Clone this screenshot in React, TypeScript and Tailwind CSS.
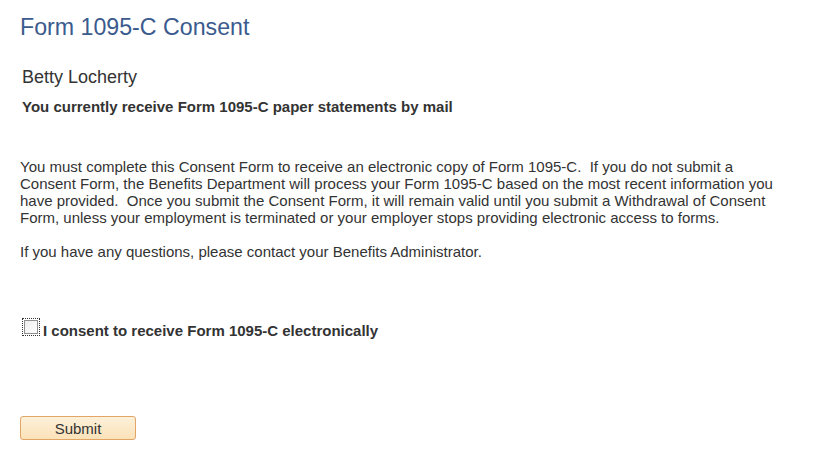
import { useState } from 'react';

const font = { fontFamily: '"Liberation Sans", Arial, sans-serif' };

const introLines = [
  'You must complete this Consent Form to receive an electronic copy of Form 1095-C.\u00a0 If you do not submit a',
  'Consent Form, the Benefits Department will process your Form 1095-C based on the most recent information you',
  'have provided.\u00a0 Once you submit the Consent Form, it will remain valid until you submit a Withdrawal of Consent',
  'Form, unless your employment is terminated or your employer stops providing electronic access to forms.',
];

function ConsentCheckbox({ checked, onChange }: { checked: boolean; onChange: () => void }) {
  return (
    <button
      type="button"
      onClick={onChange}
      className="w-[18px] h-[18px] shrink-0 border border-dotted border-[#333] p-[1px] bg-white"
    >
      <span className="flex h-full w-full items-center justify-center border border-[#8e8f8f] bg-gradient-to-br from-[#ededed] to-white">
        {checked && <span className="text-[11px] leading-none text-[#333]">✓</span>}
      </span>
    </button>
  );
}

export default function App() {
  const [consent, setConsent] = useState(false);

  return (
    <div className="min-h-[459px] bg-white pl-[20px] pt-[13px] text-[#333]" style={font}>
      <h1 className="text-[23.2px] leading-[28px] text-[#3b5a8d]">Form 1095-C Consent</h1>

      <div className="pl-[2px]">
        <p className="mt-[25px] text-[18px] leading-[22px]">Betty Locherty</p>
        <p className="mt-[10px] text-[15px] leading-[17px] font-bold">
          You currently receive Form 1095-C paper statements by mail
        </p>
      </div>

      <div className="mt-[43px] text-[15px] leading-[17px]">
        <p>
          {introLines.map((line) => (
            <span key={line} className="block whitespace-nowrap">
              {line}
            </span>
          ))}
        </p>
        <p className="mt-[17px]">If you have any questions, please contact your Benefits Administrator.</p>
      </div>

      <div className="mt-[58px] flex items-start pl-[2px]">
        <ConsentCheckbox checked={consent} onChange={() => setConsent(!consent)} />
        <span className="mt-[4px] ml-[3px] text-[15px] leading-[17px] font-bold">
          I consent to receive Form 1095-C electronically
        </span>
      </div>

      <button
        type="button"
        className="mt-[77px] flex h-[24px] w-[116px] items-center justify-center rounded-[3px] border border-[#e3a565] bg-gradient-to-b from-[#fdf0da] to-[#fbe2b8] text-[15px] leading-[17px] text-[#333]"
      >
        Submit
      </button>
    </div>
  );
}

★ ★ ★

TASK: The data should be printed again unchanged; leave its pictures out.

IN RESPONSE:
Clone this screenshot in React, TypeScript and Tailwind CSS.
import { useState } from 'react';

const font = { fontFamily: '"Liberation Sans", Arial, sans-serif' };

const introLines = [
  'You must complete this Consent Form to receive an electronic copy of Form 1095-C.\u00a0 If you do not submit a',
  'Consent Form, the Benefits Department will process your Form 1095-C based on the most recent information you',
  'have provided.\u00a0 Once you submit the Consent Form, it will remain valid until you submit a Withdrawal of Consent',
  'Form, unless your employment is terminated or your employer stops providing electronic access to forms.',
];

function ConsentCheckbox({ checked, onChange }: { checked: boolean; onChange: () => void }) {
  return (
    <button
      type="button"
      onClick={onChange}
      className="w-[18px] h-[18px] shrink-0 border border-dotted border-[#333] p-[1px] bg-white"
    >
      <span className="flex h-full w-full items-center justify-center border border-[#8e8f8f] bg-gradient-to-br from-[#ededed] to-white">
        {checked && <span className="text-[11px] leading-none text-[#333]">✓</span>}
      </span>
    </button>
  );
}

export default function App() {
  const [consent, setConsent] = useState(false);

  return (
    <div className="min-h-[459px] bg-white pl-[20px] pt-[13px] text-[#333]" style={font}>
      <h1 className="text-[23.2px] leading-[28px] text-[#3b5a8d]">Form 1095-C Consent</h1>

      <div className="pl-[2px]">
        <p className="mt-[25px] text-[18px] leading-[22px]">Betty Locherty</p>
        <p className="mt-[10px] text-[15px] leading-[17px] font-bold">
          You currently receive Form 1095-C paper statements by mail
        </p>
      </div>

      <div className="mt-[43px] text-[15px] leading-[17px]">
        <p>
          {introLines.map((line) => (
            <span key={line} className="block whitespace-nowrap">
              {line}
            </span>
          ))}
        </p>
        <p className="mt-[17px]">If you have any questions, please contact your Benefits Administrator.</p>
      </div>

      <div className="mt-[58px] flex items-start pl-[2px]">
        <ConsentCheckbox checked={consent} onChange={() => setConsent(!consent)} />
        <span className="mt-[4px] ml-[3px] text-[15px] leading-[17px] font-bold">
          I consent to receive Form 1095-C electronically
        </span>
      </div>

      <button
        type="button"
        className="mt-[77px] flex h-[24px] w-[116px] items-center justify-center rounded-[3px] border border-[#e3a565] bg-gradient-to-b from-[#fdf0da] to-[#fbe2b8] text-[15px] leading-[17px] text-[#333]"
      >
        Submit
      </button>
    </div>
  );
}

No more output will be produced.